The Solo 401(k) plan must be established by December 31, 2026 to make contributions for the 2026 tax year. You can actually make the contributions up until your tax filing deadline including extensions in 2027, but the plan itself has to exist before the end of the calendar year. Don't wait until April.

Is a Defined Benefit Plan worth the cost for self-employed people?

It depends entirely on your income and age. The annual actuarial and administrative costs run roughly $2,000 to $5,000 per year. If you're earning $200,000 or more as a solo operator and you're in your late 40s or 50s, the potential deduction of $100,000 to $200,000+ per year makes those fees trivial. At $80,000 of income in your 30s, the math probably doesn't work. Get a quote from an actuary before deciding.

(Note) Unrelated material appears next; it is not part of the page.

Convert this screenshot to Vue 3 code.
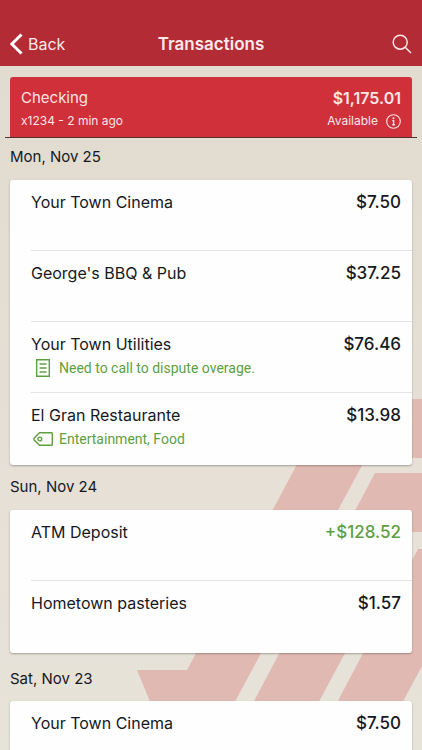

Can I contribute to a Roth IRA if I already maxed out my SEP-IRA?

Yes, as long as your income is under the Roth IRA phase-out threshold — which for 2026 starts at $150,000 for single filers and $236,000 for married filing jointly. The SEP-IRA and Roth IRA are separate accounts with separate limits. Maxing one doesn't affect your eligibility for the other, income limits aside.

The single best thing you can do today is figure out which plan fits your current income level and open it — or confirm it's already set up if you haven't made your 2025 contribution yet. If you're not sure which plan fits, spend one hour with a CPA who works with self-employed clients. That hour will almost certainly pay for itself in the first year. The accounts exist. The limits are generous. The only thing between you and the tax savings is paperwork.